→ **DIRECTIONS FOR THIS TASK**: Return the lines where the word "with" occurs.

→ **RECORDED INFORMATION**:
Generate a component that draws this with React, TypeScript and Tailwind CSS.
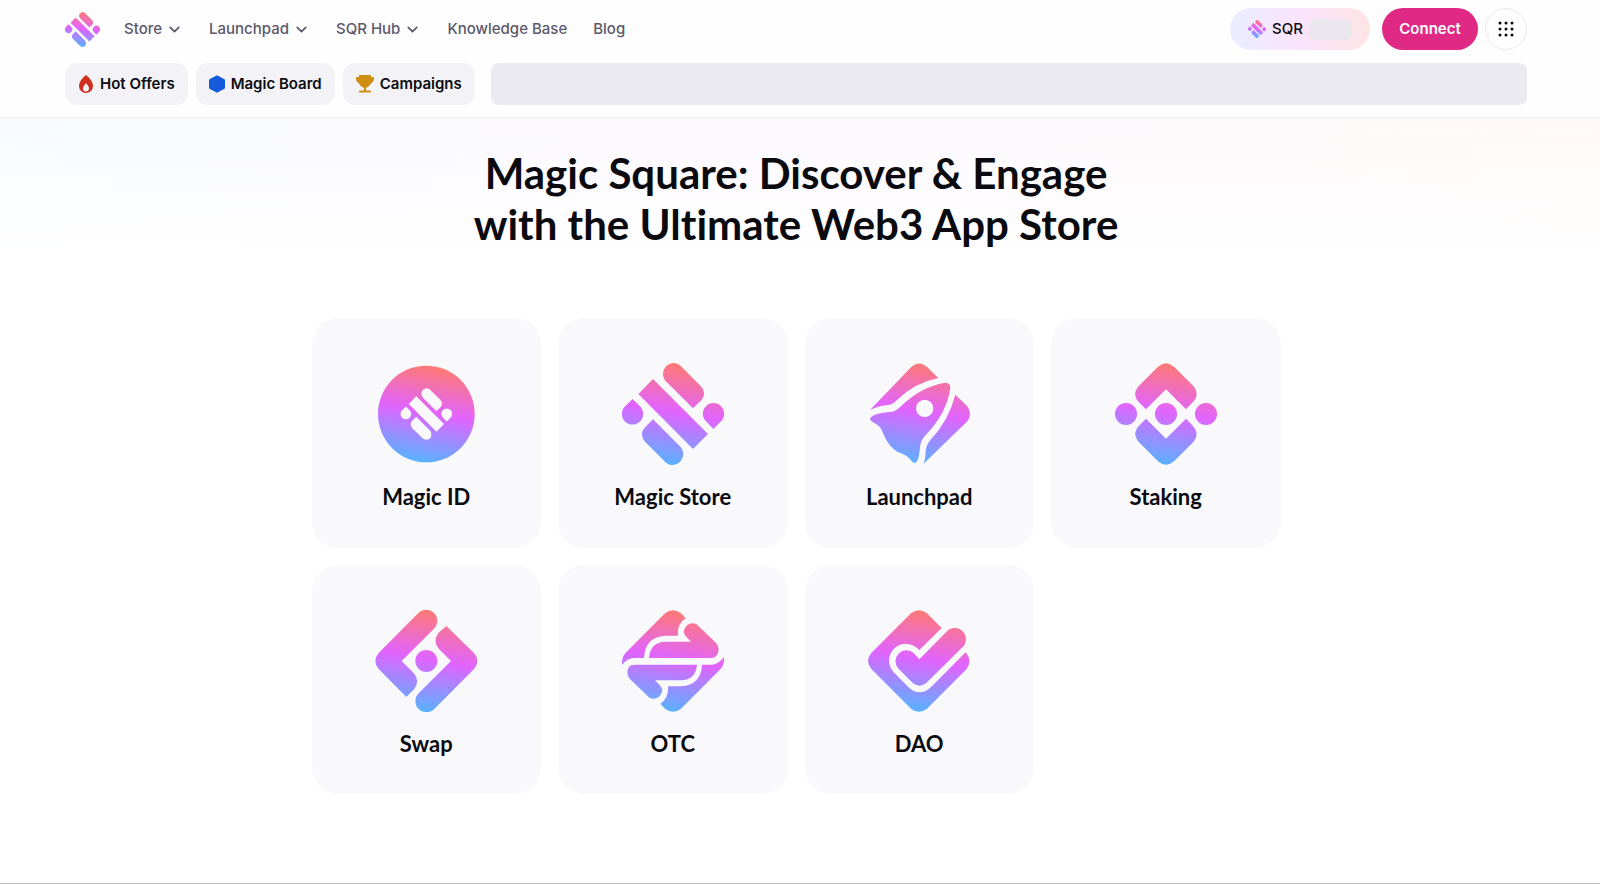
import React from 'react';
import { ChevronDown } from 'lucide-react';

const navItems = [
  { label: 'Store', menu: true },
  { label: 'Launchpad', menu: true },
  { label: 'SQR Hub', menu: true },
  { label: 'Knowledge Base', menu: false },
  { label: 'Blog', menu: false },
];

const MarkShapes = () => (
  <>
    <path d="M264 175 L181 92 A33 33 0 0 1 204 39 Q218 39 228 49 L287 108 Q297 118 297 132 Q297 143 289 151 Z" />
    <path d="M144 87 L309 252 L264 297 L100 132 Z" />
    <path d="M144 208 L227 291 A33 33 0 0 1 204 345 Q190 345 180 335 L121 276 Q111 266 111 252 Q111 241 119 233 Z" />
    <path d="M83 147 L105 169 A32 32 0 1 1 60 169 Z" />
    <path d="M325 237 L303 214 A32 32 0 1 1 348 214 Z" />
  </>
);

const Gradient = ({ id, top, bottom }) => (
  <linearGradient id={id} gradientUnits="userSpaceOnUse" x1="227" y1={top} x2="173" y2={bottom}>
    <stop offset="0" stopColor="#ff7a70" />
    <stop offset="0.48" stopColor="#e164ff" />
    <stop offset="1" stopColor="#55b4ff" />
  </linearGradient>
);

const Logo = ({ id, className }) => (
  <svg viewBox="51 39 306 306" className={className} aria-hidden="true">
    <defs>
      <Gradient id={id} top={39} bottom={345} />
    </defs>
    <g fill={`url(#${id})`}>
      <MarkShapes />
    </g>
  </svg>
);

const apps = [
  {
    name: 'Magic ID',
    viewBox: '46 39 306 306',
    top: 47,
    bottom: 337,
    art: (
      <>
        <circle cx="200" cy="192" r="145" />
        <g fill="#f9f9fc" transform="translate(200 192) scale(0.505) translate(-204 -192)">
          <MarkShapes />
        </g>
      </>
    ),
  },
  { name: 'Magic Store', viewBox: '51 39 306 306', top: 39, bottom: 345, art: <MarkShapes /> },
  {
    name: 'Launchpad',
    viewBox: '39 39 306 306',
    top: 39,
    bottom: 345,
    art: (
      <>
        <path d="M45 180 L168 52 Q192 29 217 52 L250 84 Q180 98 127 149 Q113 164 95 166 Q68 168 45 180 Z" />
        <path d="M301 134 L337 169 Q353 192 337 214 L205 342 Q211 330 212 303 Q213 287 226 270 Q280 214 301 134 Z" />
        <path
          fillRule="evenodd"
          d="M46 203 Q57 190 105 186 Q124 184 139 167 Q202 108 272 98 Q286 99 286 113 Q276 188 213 254 Q197 270 195 291 Q193 330 181 339 Q174 340 167 330 Q159 317 128 306 Q101 291 84 250 Q78 228 57 218 Q42 210 46 203 Z M209 149 A26 26 0 1 0 209 201 A26 26 0 1 0 209 149 Z"
        />
      </>
    ),
  },
  {
    name: 'Staking',
    viewBox: '45 39 306 306',
    top: 39,
    bottom: 345,
    art: (
      <>
        <path d="M138 178 L114 154 Q97 133 114 110 L174 50 Q198 29 222 50 L281 109 Q299 132 281 154 L258 178 L198 118 Z" />
        <path d="M138 206 L114 230 Q97 251 114 274 L174 334 Q198 355 222 334 L281 275 Q299 252 281 230 L258 206 L198 266 Z" />
        <circle cx="78" cy="192" r="33" />
        <circle cx="198" cy="192" r="33" />
        <circle cx="318" cy="192" r="33" />
      </>
    ),
  },
  {
    name: 'Swap',
    viewBox: '46 42 306 306',
    top: 42,
    bottom: 348,
    art: (
      <>
        <path d="M176 51 A33 33 0 0 1 223 98 L126 195 L162 231 Q182 254 164 279 L140 303 L57 219 Q37 195 57 171 Z" />
        <path d="M224 339 A33 33 0 0 1 177 292 L274 195 L238 159 Q218 136 236 111 L260 90 L343 171 Q363 195 343 219 Z" />
        <circle cx="200" cy="195" r="33" />
      </>
    ),
  },
  {
    name: 'OTC',
    viewBox: '51 42 306 306',
    top: 42,
    bottom: 348,
    art: (
      <>
        <path d="M51 207 Q49 184 62 170 L180 52 Q204 33 228 52 L242 67 Q216 84 219 119 L180 119 Q120 123 117 186 L85 186 Q65 188 51 207 Z" />
        <path d="M132 186 Q136 138 180 137 L258 137 L245 124 Q234 112 237 102 Q248 75 274 84 L334 142 Q350 165 331 182 Q325 186 316 186 Z" />
        <path d="M357 183 Q359 206 346 220 L228 338 Q204 357 180 338 L166 323 Q192 306 189 271 L228 271 Q288 267 291 206 L323 206 Q343 202 357 183 Z" />
        <path d="M276 206 Q272 252 228 253 L150 253 L163 266 Q174 278 171 288 Q160 315 134 306 L74 248 Q58 225 77 208 Q83 206 92 206 Z" />
      </>
    ),
  },
  {
    name: 'DAO',
    viewBox: '39 42 306 306',
    top: 42,
    bottom: 348,
    art: (
      <>
        <path d="M49 219 Q29 195 49 171 L168 52 Q192 33 216 52 L260 96 L193 162 Q174 143 151 143 A51 51 0 0 0 116 229 L162 275 Q194 302 226 275 L332 169 Q353 194 335 219 L216 338 Q192 357 168 338 Z" />
        <path d="M193 190 L276 106 A33 33 0 0 1 323 153 L213 262 Q193 276 174 262 L129 217 A33 33 0 0 1 176 171 Z" />
      </>
    ),
  },
];

const FlameIcon = () => (
  <svg viewBox="0 0 16 18" className="w-4 h-[18px]" aria-hidden="true">
    <path
      fill="#d0301f"
      fillRule="evenodd"
      d="M8 0 C10 1.500 15 6 15 11 A7 7 0 0 1 1 11 C1 6 6 1.500 8 0 Z M8 8 C7 9.500 5 11 5 13.500 A3 3 0 0 0 11 13.500 C11 11 9 9.500 8 8 Z"
    />
  </svg>
);

const HexagonIcon = () => (
  <svg viewBox="0 0 16 18" className="w-4 h-[18px]" aria-hidden="true">
    <path
      fill="#155bdc"
      stroke="#155bdc"
      strokeWidth="2"
      strokeLinejoin="round"
      d="M8 1.300 L15 5.200 V12.800 L8 16.700 L1 12.800 V5.200 Z"
    />
  </svg>
);

const TrophyIcon = () => (
  <svg viewBox="0 0 18 18" className="w-[18px] h-[18px]" fill="#cd8e11" aria-hidden="true">
    <path d="M3 0 H15 V2 H17 Q18 2 18 3 Q18 7 15 8.500 Q13.500 12 10 13 V15.500 H14 Q15 15.500 15 16.500 V17.500 H3 V16.500 Q3 15.500 4 15.500 H8 V13 Q4.500 12 3 8.500 Q0 7 0 3 Q0 2 1 2 H3 Z" />
  </svg>
);

const chips = [
  { label: 'Hot Offers', icon: <FlameIcon /> },
  { label: 'Magic Board', icon: <HexagonIcon /> },
  { label: 'Campaigns', icon: <TrophyIcon /> },
];

const App = () => {
  return (
    <div className="min-h-screen flex flex-col bg-white font-['Inter',sans-serif] text-[#0b0b0f] border-b border-[#bfbfbf]">
      {/* Header */}
      <header className="pl-[65px] pr-[73px] pt-2 pb-3 border-b border-[#f1eff5] bg-[#fefefe]">
        <div className="flex items-center h-[42px]">
          <a href="#" aria-label="Magic Square" className="mr-6">
            <Logo id="logo-main" className="w-[35px] h-[35px]" />
          </a>
          <nav className="flex items-center gap-[26px] text-[15px] font-medium text-[#5d586c]">
            {navItems.map((item) =>
              item.menu ? (
                <button key={item.label} className="flex items-center gap-1">
                  {item.label}
                  <ChevronDown className="w-[17px] h-[17px]" strokeWidth={2.5} />
                </button>
              ) : (
                <a key={item.label} href="#">
                  {item.label}
                </a>
              )
            )}
          </nav>
          <div className="ml-auto flex items-center">
            <a
              href="#"
              className="flex items-center h-[42px] w-[140px] pl-[18px] rounded-full bg-linear-to-r from-[#ebedff] via-[#fae4fd] to-[#ffe4e4] text-[15px] font-medium"
            >
              <Logo id="logo-token" className="w-[18px] h-[18px] mr-1.5" />
              SQR
              <span className="ml-1.5 w-[43px] h-[21px] rounded-md bg-[#ebe7ee]" />
            </a>
            <button className="ml-3 h-[42px] w-[96px] rounded-full bg-[#e02885] text-white text-[15px] font-semibold">
              Connect
            </button>
            <button
              aria-label="More apps"
              className="ml-[7px] w-[42px] h-[42px] rounded-full border border-[#ebe9f0] flex items-center justify-center"
            >
              <svg viewBox="0 0 16 16" className="w-4 h-4" fill="#0b0b0f" aria-hidden="true">
                {[2, 8, 14].map((y) => [2, 8, 14].map((x) => <circle key={`${x}-${y}`} cx={x} cy={y} r="1.500" />))}
              </svg>
            </button>
          </div>
        </div>

        <div className="flex items-center mt-[13px]">
          <div className="flex gap-2">
            {chips.map((chip) => (
              <a
                key={chip.label}
                href="#"
                className="flex items-center gap-1.5 h-[42px] px-[13px] rounded-xl bg-[#f3f2f7] text-[15px] font-semibold"
              >
                {chip.icon}
                {chip.label}
              </a>
            ))}
          </div>
          <div className="ml-4 flex-1 h-[42px] rounded-lg bg-[#ebeaf0]" />
        </div>
      </header>

      {/* Hero */}
      <main className="relative flex-1 pr-2 pt-[30px] pb-20">
        <div className="absolute inset-x-0 top-0 h-[140px] bg-linear-to-r from-[#f8fbff] via-[#fdf9ff] to-[#fffaf8]" />
        <div className="absolute inset-x-0 top-0 h-[140px] bg-linear-to-b from-white/0 to-white" />
        <div className="relative">
          <h1 className="text-center font-['Lato',sans-serif] font-bold text-[42px] leading-[51px] [font-variant-ligatures:none]">
            Magic Square: Discover &amp; Engage
            <br />
            with the Ultimate Web3 App Store
          </h1>

          <div className="mt-[68px] mx-auto max-w-[969px] grid grid-cols-4 gap-[17px]">
            {apps.map((app, i) => (
              <a
                key={app.name}
                href="#"
                className="aspect-square flex flex-col items-center pt-[45px] rounded-[26px] bg-[#f9f9fc]"
              >
                <svg viewBox={app.viewBox} className="w-[102px] h-[102px]" aria-hidden="true">
                  <defs>
                    <Gradient id={`app-${i}`} top={app.top} bottom={app.bottom} />
                  </defs>
                  <g fill={`url(#app-${i})`}>{app.art}</g>
                </svg>
                <span className="mt-4 font-['Lato',sans-serif] font-bold text-[22px] leading-8">{app.name}</span>
              </a>
            ))}
          </div>
        </div>
      </main>
    </div>
  );
};

export default App;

→ **FINAL ANSWER**:
Generate a component that draws this with React, TypeScript and Tailwind CSS.
            with the Ultimate Web3 App Store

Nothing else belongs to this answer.